A few hours later, Trump’s Commerce Secretary Howard Lutnick and Ontario Premier Doug Ford announced plans to meet Thursday in Washington, and said that the province would suspend its plans to slap a surcharge on electricity. “When you’re negotiating with someone and they’re not paying attention and they disagree, the president, who is the best dealmaker ever, has to say, ‘Here’s my response,’” Lutnick said in an interview with CBS News.
It’s likely only a respite in the trade-war escalation, as the 25 percent charge on imports of steel and aluminum hit at midnight, and a whole wave of them are lined up for next month. That includes “reciprocal” duties—matching what the U.S. sees as trade barriers imposed by other countries—and separate tariffs on a wide range of specific products, from autos and semiconductors to lumber.
It’s the shifting and unpredictable nature of Trump’s second-term trade war—and the extent that decisions rest on the whims of the president—that’s proving especially disruptive for industry and markets. Tuesday wasn’t the first time he has whipsawed markets with on-again, off-again tariffs.
“It’s dramatically different than the first administration,” said Marc Short, who served as chief of staff to Vice President Mike Pence back then. “One of the biggest challenges is, markets look at it and say, you know, ‘This is just part of his bluster,’ right?” Short said. “That it’s just negotiation. And it’s not.”

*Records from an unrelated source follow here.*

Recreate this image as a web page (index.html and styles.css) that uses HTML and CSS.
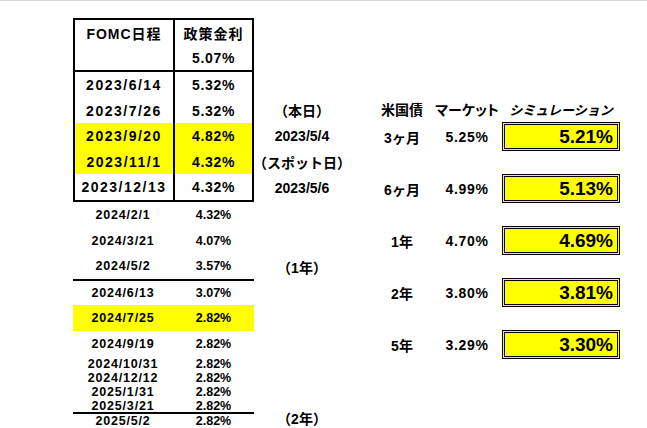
FILE: index.html
```html
<!DOCTYPE html>
<html lang="ja">
<head>
<meta charset="utf-8">
<title>FOMC</title>
<link rel="stylesheet" href="styles.css">
</head>
<body>
<main class="sheet">
  <section class="schedule">
    <div class="fomc">
      <div class="fomc-head">
        <div class="row h25"><span class="cell c1 head">FOMC日程</span><span class="cell c2 head">政策金利</span></div>
        <div class="row h25"><span class="cell c1"></span><span class="cell c2">5.07%</span></div>
      </div>
      <div class="row h26"><span class="cell c1">2023/6/14</span><span class="cell c2">5.32%</span></div>
      <div class="row h25"><span class="cell c1">2023/7/26</span><span class="cell c2">5.32%</span></div>
      <div class="row h26 hl"><span class="cell c1">2023/9/20</span><span class="cell c2">4.82%</span></div>
      <div class="row h25 hl"><span class="cell c1">2023/11/1</span><span class="cell c2">4.32%</span></div>
      <div class="row h26"><span class="cell c1">2023/12/13</span><span class="cell c2">4.32%</span></div>
    </div>
    <div class="list">
      <div class="row h26"><span class="cell c1">2024/2/1</span><span class="cell c2">4.32%</span></div>
      <div class="row h25"><span class="cell c1">2024/3/21</span><span class="cell c2">4.07%</span></div>
      <div class="row h26"><span class="cell c1">2024/5/2</span><span class="cell c2">3.57%</span></div>
      <div class="row h24 sep"><span class="cell c1">2024/6/13</span><span class="cell c2">3.07%</span></div>
      <div class="row h26 hl"><span class="cell c1">2024/7/25</span><span class="cell c2">2.82%</span></div>
      <div class="row h26"><span class="cell c1">2024/9/19</span><span class="cell c2">2.82%</span></div>
      <div class="row h14"><span class="cell c1">2024/10/31</span><span class="cell c2">2.82%</span></div>
      <div class="row h14"><span class="cell c1">2024/12/12</span><span class="cell c2">2.82%</span></div>
      <div class="row h14"><span class="cell c1">2025/1/31</span><span class="cell c2">2.82%</span></div>
      <div class="row h13"><span class="cell c1">2025/3/21</span><span class="cell c2">2.82%</span></div>
      <div class="row h14 sep"><span class="cell c1">2025/5/2</span><span class="cell c2">2.82%</span></div>
    </div>
  </section>

  <section class="labels">
    <div class="label">（本日）</div>
    <div class="label date">2023/5/4</div>
    <div class="label">（スポット日）</div>
    <div class="label date">2023/5/6</div>
    <div class="label gap-year1">（1年）</div>
    <div class="label gap-year2">（2年）</div>
  </section>

  <section class="rates">
    <div class="rate-head">
      <span class="tenor">米国債</span>
      <span class="market palt">マーケット</span>
      <span class="sim-title">シミュレーション</span>
    </div>
    <div class="rate-rows">
      <div class="rate-row"><span class="tenor">3ヶ月</span><span class="market num">5.25%</span><span class="sim">5.21%</span></div>
      <div class="rate-row"><span class="tenor">6ヶ月</span><span class="market num">4.99%</span><span class="sim">5.13%</span></div>
      <div class="rate-row"><span class="tenor">1年</span><span class="market num">4.70%</span><span class="sim">4.69%</span></div>
      <div class="rate-row"><span class="tenor">2年</span><span class="market num">3.80%</span><span class="sim">3.81%</span></div>
      <div class="rate-row"><span class="tenor">5年</span><span class="market num">3.29%</span><span class="sim">3.30%</span></div>
    </div>
  </section>
</main>
</body>
</html>
```

FILE: styles.css
```css
html, body {
  margin: 0;
  padding: 0;
  overflow: hidden;
}

body {
  background: #ffffff;
  border-top: 1px solid #d9d9d9;
  color: #000000;
  font-family: "Liberation Sans", "Noto Sans CJK JP", sans-serif;
  font-weight: bold;
  height: 427px;
}

.sheet {
  display: flex;
  align-items: flex-start;
  padding: 17px 0 0 73px;
}

/* ---------- left: FOMC schedule ---------- */
.schedule {
  width: 181px;
  flex: none;
}

.fomc {
  border: 2px solid #000;
  font-size: 14px;
}

.fomc .row {
  display: grid;
  grid-template-columns: 98px 79px;
}

.fomc .c2 {
  border-left: 2px solid #000;
}

.fomc-head {
  border-bottom: 2px solid #000;
}

.row {
  display: grid;
}

.cell {
  display: flex;
  align-items: center;
  justify-content: center;
  white-space: nowrap;
}

.fomc .c1 {
  letter-spacing: 1.5px;
}

.fomc .c2 {
  letter-spacing: 0.7px;
}

.fomc .head {
  letter-spacing: 1px;
}

.h26 { height: 26px; }
.h25 { height: 25px; }
.h24 { height: 24px; }
.h14 { height: 14px; }
.h13 { height: 13px; }

.hl {
  background: #ffff00;
}

.list {
  font-size: 12.5px;
}

.list .row {
  grid-template-columns: 100px 81px;
}

.list .c1 {
  letter-spacing: 0.8px;
}

.list .c2 {
  letter-spacing: 0px;
}

.sep {
  border-top: 2px solid #000;
}

/* ---------- middle: dates ---------- */
.labels {
  width: 96px;
  flex: none;
  padding-top: 79px;
  display: flex;
  flex-direction: column;
  font-size: 14px;
}

.label {
  height: 26px;
  display: flex;
  align-items: center;
  justify-content: center;
  white-space: nowrap;
}

.gap-year1 {
  margin-top: 53px;
}

.gap-year2 {
  margin-top: 131px;
  height: 16px;
  line-height: 16px;
}

/* ---------- right: rates ---------- */
.rates {
  margin-left: 22px;
  padding-top: 78px;
  flex: none;
  font-size: 14px;
}

.rate-head,
.rate-row {
  display: grid;
  grid-template-columns: 60px 70px 118px;
  align-items: center;
}

.rate-head {
  height: 26px;
}

.rate-rows {
  display: flex;
  flex-direction: column;
  gap: 23px;
}

.rate-row {
  height: 29px;
}

.tenor,
.market,
.sim-title {
  text-align: center;
  white-space: nowrap;
}

.palt {
  font-feature-settings: "palt" 1;
}

.num {
  letter-spacing: 0.7px;
}

.sim-title {
  font-style: italic;
  font-size: 13px;
}

.sim {
  height: 29px;
  box-sizing: border-box;
  border: 3px double #000;
  background: #ffff00;
  text-align: right;
  padding-right: 4px;
  font-size: 19px;
  font-weight: bold;
  line-height: 23px;
}
```
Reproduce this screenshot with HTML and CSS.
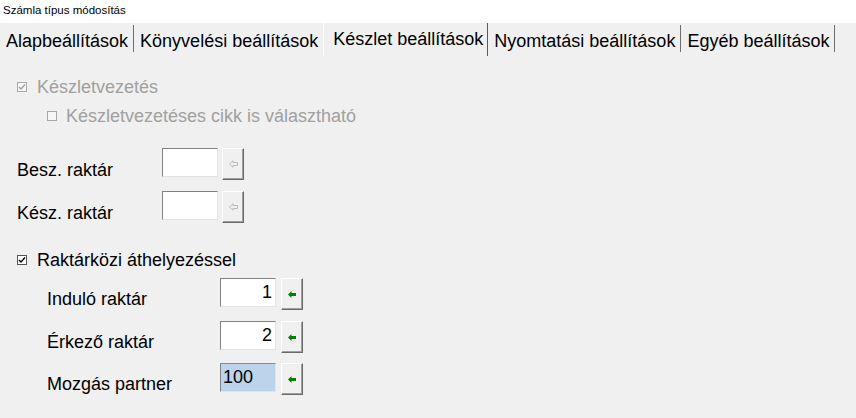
FILE: index.html
```html
<!DOCTYPE html>
<html lang="hu">
<head>
  <meta charset="UTF-8" />
  <title>Számla típus módosítás</title>
  <link rel="stylesheet" href="styles.css">
</head>
<body>
  <div class="titlebar">Számla típus módosítás</div>

  <div class="tabs">
    <div class="tab">Alapbeállítások</div>
    <div class="tab">Könyvelési beállítások</div>
    <div class="tab active">Készlet beállítások</div>
    <div class="tab">Nyomtatási beállítások</div>
    <div class="tab">Egyéb beállítások</div>
  </div>

  <div class="panel">
    <label class="check disabled">
      <span class="box"><svg viewBox="0 0 8 8"><path d="M1 4 L3 6 L7 1.5" /></svg></span>
      Készletvezetés
    </label>
    <label class="check sub disabled">
      <span class="box"></span>
      Készletvezetéses cikk is választható
    </label>

    <div class="field first">
      <span class="lbl">Besz. raktár</span>
      <span class="input"></span>
      <span class="btn off"><svg viewBox="0 0 9 8"><path d="M0.5 4 L4 0.8 V2.5 H8.5 V5.5 H4 V7.2 Z" /></svg></span>
    </div>
    <div class="field">
      <span class="lbl">Kész. raktár</span>
      <span class="input"></span>
      <span class="btn off"><svg viewBox="0 0 9 8"><path d="M0.5 4 L4 0.8 V2.5 H8.5 V5.5 H4 V7.2 Z" /></svg></span>
    </div>

    <label class="check transfer">
      <span class="box"><svg viewBox="0 0 8 8"><path d="M1 4 L3 6 L7 1.5" /></svg></span>
      Raktárközi áthelyezéssel
    </label>

    <div class="field inner">
      <span class="lbl">Induló raktár</span>
      <span class="input num">1</span>
      <span class="btn"><svg viewBox="0 0 8 7"><path d="M0 3.5 L3.5 0 V2 H8 V5 H3.5 V7 Z" /></svg></span>
    </div>
    <div class="field inner">
      <span class="lbl">Érkező raktár</span>
      <span class="input num">2</span>
      <span class="btn"><svg viewBox="0 0 8 7"><path d="M0 3.5 L3.5 0 V2 H8 V5 H3.5 V7 Z" /></svg></span>
    </div>
    <div class="field inner">
      <span class="lbl">Mozgás partner</span>
      <span class="input selected">100</span>
      <span class="btn"><svg viewBox="0 0 8 7"><path d="M0 3.5 L3.5 0 V2 H8 V5 H3.5 V7 Z" /></svg></span>
    </div>
  </div>
</body>
</html>
```

FILE: styles.css
```css
body {
  margin: 0;
  padding: 0;
  font-family: 'Liberation Sans', Arial, sans-serif;
  background-color: #f0f0f0;
  color: #000;
  width: 856px;
  height: 418px;
  overflow: hidden;
}

.titlebar {
  background-color: #fff;
  height: 20px;
  padding: 3px 0 0 3px;
  font-size: 11.5px;
  line-height: 14px;
}

.tabs {
  display: flex;
  align-items: flex-start;
  height: 31px;
  padding-top: 2px;
  font-size: 18px;
}

.tab {
  line-height: 20px;
  height: 27px;
  box-sizing: border-box;
  padding: 6px 5px 1px 6px;
  border-right: 1px solid #6d6d6d;
  white-space: nowrap;
}

.tab:nth-child(2) {
  border-right: none;
  padding-right: 5px;
}

.tab.active {
  margin-top: -2px;
  height: 33px;
  padding: 6px 4px 0 9px;
  border-left: 1px solid #fff;
  border-right: 1px solid #5a5a5a;
}

.panel {
  padding: 21px 0 0 17px;
  font-size: 18px;
}

.check {
  display: flex;
  align-items: center;
  gap: 10px;
  height: 20px;
  line-height: 20px;
  margin-bottom: 9px;
}

.check.sub {
  margin-left: 30px;
  gap: 9px;
}

.check.disabled {
  color: #a0a0a0;
}

.box {
  width: 10px;
  height: 10px;
  box-sizing: border-box;
  border: 1px solid #555;
  background-color: #fff;
  display: flex;
}

.box svg {
  width: 8px;
  height: 8px;
  fill: none;
  stroke: #000;
  stroke-width: 1.4;
}

.check.disabled .box {
  border-color: #a8a8a8;
  background-color: #f6f6f6;
}

.check.disabled .box svg {
  stroke: #a0a0a0;
}

.field {
  display: flex;
  align-items: flex-start;
  height: 43px;
}

.field.first {
  margin-top: 22px;
}

.field .lbl {
  width: 145px;
  padding-top: 12px;
  line-height: 20px;
}

.input {
  width: 56px;
  height: 29px;
  box-sizing: border-box;
  background-color: #fff;
  border-top: 1px solid #828282;
  border-left: 1px solid #828282;
  border-right: 1px solid #e3e3e3;
  border-bottom: 1px solid #e3e3e3;
  line-height: 26px;
  padding: 0 2px;
}

.input.num {
  text-align: right;
  padding-right: 3px;
}

.input.selected {
  background-color: #bcd3ec;
  border-top-color: #8c8c8c;
}

.btn {
  width: 22px;
  height: 32px;
  box-sizing: border-box;
  margin-left: 4px;
  background-color: #f0f0f0;
  border-top: 1px solid #fff;
  border-left: 1px solid #fff;
  border-right: 1px solid #696969;
  border-bottom: 1px solid #696969;
  box-shadow: inset -1px -1px 0 #a0a0a0;
  display: flex;
  justify-content: center;
  align-items: center;
}

.btn svg {
  width: 8px;
  height: 7px;
  fill: #008000;
}

.btn.off svg {
  width: 9px;
  height: 8px;
  fill: none;
  stroke: #b4b4b4;
  stroke-width: 0.9;
}

.check.transfer {
  margin-top: 16px;
  margin-bottom: 8px;
}

.field.inner {
  padding-left: 30px;
}

.field.inner .lbl {
  width: 173px;
  padding-top: 11px;
}

.field.inner .btn {
  margin-left: 5px;
}

.field.inner:nth-last-child(2) {
  height: 42px;
}
```
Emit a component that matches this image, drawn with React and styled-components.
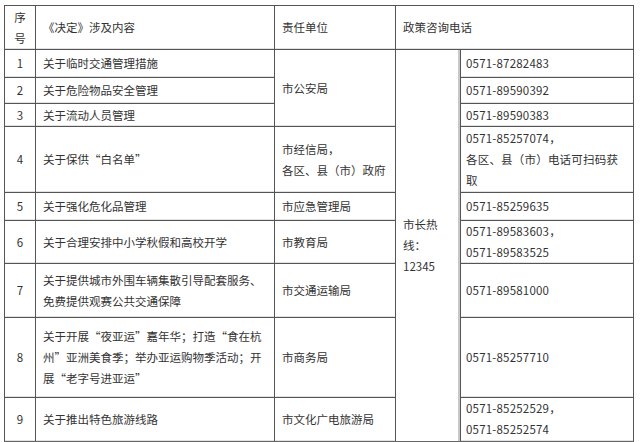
import styled, { createGlobalStyle } from "styled-components";

const GlobalStyle = createGlobalStyle`
  body {
    margin: 0;
    background: #fff;
    font-family: "Noto Sans CJK SC", "Noto Sans", sans-serif;
    color: #333;
  }
`;

const rows = [
  { no: 1, h: 28, content: ["关于临时交通管理措施"], phone: ["0571-87282483"] },
  { no: 2, h: 26, content: ["关于危险物品安全管理"], phone: ["0571-89590392"] },
  { no: 3, h: 23, content: ["关于流动人员管理"], phone: ["0571-89590383"] },
  {
    no: 4,
    h: 66,
    content: ["关于保供“白名单”"],
    unit: ["市经信局，", "各区、县（市）政府"],
    phone: ["0571-85257074，", "各区、县（市）电话可扫码获取"],
  },
  { no: 5, h: 28, content: ["关于强化危化品管理"], unit: ["市应急管理局"], phone: ["0571-85259635"] },
  {
    no: 6,
    h: 42,
    content: ["关于合理安排中小学秋假和高校开学"],
    unit: ["市教育局"],
    phone: ["0571-89583603，", "0571-89583525"],
  },
  {
    no: 7,
    h: 54,
    content: ["关于提供城市外围车辆集散引导配套服务、", "免费提供观赛公共交通保障"],
    unit: ["市交通运输局"],
    phone: ["0571-89581000"],
  },
  {
    no: 8,
    h: 80,
    content: ["关于开展“夜亚运”嘉年华；打造“食在杭", "州”亚洲美食季；举办亚运购物季活动；开", "展“老字号进亚运”"],
    unit: ["市商务局"],
    phone: ["0571-85257710"],
  },
  {
    no: 9,
    h: 44,
    content: ["关于推出特色旅游线路"],
    unit: ["市文化广电旅游局"],
    phone: ["0571-85252529，", "0571-85252574"],
  },
];

function Lines({ items }) {
  return items.map((t, i) => (
    <span key={i}>
      {i > 0 && <br />}
      {t}
    </span>
  ));
}

export default function App() {
  return (
    <>
      <GlobalStyle />
      <Page>
        <Table>
          <colgroup>
            <col style={{ width: 31 }} />
            <col style={{ width: 239 }} />
            <col style={{ width: 121 }} />
            <col style={{ width: 65 }} />
            <col style={{ width: 173 }} />
          </colgroup>
          <tbody>
            <Row h={44}>
              <NoCell>序号</NoCell>
              <Cell>《决定》涉及内容</Cell>
              <Cell>责任单位</Cell>
              <Cell colSpan={2}>政策咨询电话</Cell>
            </Row>
            {rows.map((r, i) => (
              <Row key={r.no} h={r.h}>
                <NoCell>{r.no}</NoCell>
                <Cell>
                  <Lines items={r.content} />
                </Cell>
                {i === 0 && <Cell rowSpan={3}>市公安局</Cell>}
                {r.unit && (
                  <Cell>
                    <Lines items={r.unit} />
                  </Cell>
                )}
                {i === 0 && <HotlineCell rowSpan={rows.length}>市长热线：12345</HotlineCell>}
                <PhoneCell>
                  <Lines items={r.phone} />
                </PhoneCell>
              </Row>
            ))}
          </tbody>
        </Table>
      </Page>
    </>
  );
}

const Page = styled.div`
  padding: 5px 0 0 4px;
`;

const Table = styled.table`
  border-collapse: collapse;
  table-layout: fixed;
  width: 629px;
  font-size: 11.5px;
  line-height: 21px;
  color: #333;
  border-bottom: 2px solid #666;
`;

const Row = styled.tr`
  height: ${(p) => p.h}px;
`;

const Cell = styled.td`
  border: 1px solid #555;
  padding: 0 7px 0 7px;
  vertical-align: middle;
  text-align: left;
  box-shadow: inset 0 -1px 0 #e2e2e2;
`;

const NoCell = styled(Cell)`
  text-align: center;
  padding: 0 6px;
`;

const HotlineCell = styled(Cell)`
  padding: 0 20px 0 7px;
  box-shadow: inset -2px 0 0 #c8c8c8;
`;

const PhoneCell = styled(Cell)`
  padding: 0 8px 0 5px;
  letter-spacing: 0.2px;
`;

Corporate executives have been raising red flags. Canada is the main source of aluminum for U.S. industry, and several of the Ontario-based auto plants Trump was threatening to shut down are owned by U.S. automakers.
Addressing Congress last week, Trump acknowledged that the major economic overhaul he’s pursuing—to bring manufacturing jobs back to the U.S. and shrink the federal government’s role—may cause a degree of disruption. Aides including Treasury Secretary Scott Bessent have also suggested that there’ll be some pain. Retaliation by other countries to Trump’s tariffs could worsen the blow. Ontario sells electricity to states including New York, so additional taxes would add to pressure on U.S. household budgets already strained by persistent inflation.
Most economists don’t see an imminent U.S. recession risk. But there are some warning signals, from weaker consumer spending and sentiment to a spike in uncertainty among small businesses. Hiring across the economy stayed solid last month, but the jobless rate ticked up to 4.1 percent. Musk’s efforts to slim down the federal bureaucracy add another employment risk.
Trump says that initiative will bring growth to the private sector, and he defended it again on Tuesday. “We had some little hiccups, not big hiccups,” Trump said. “But we saved a tremendous amount of money into the future.”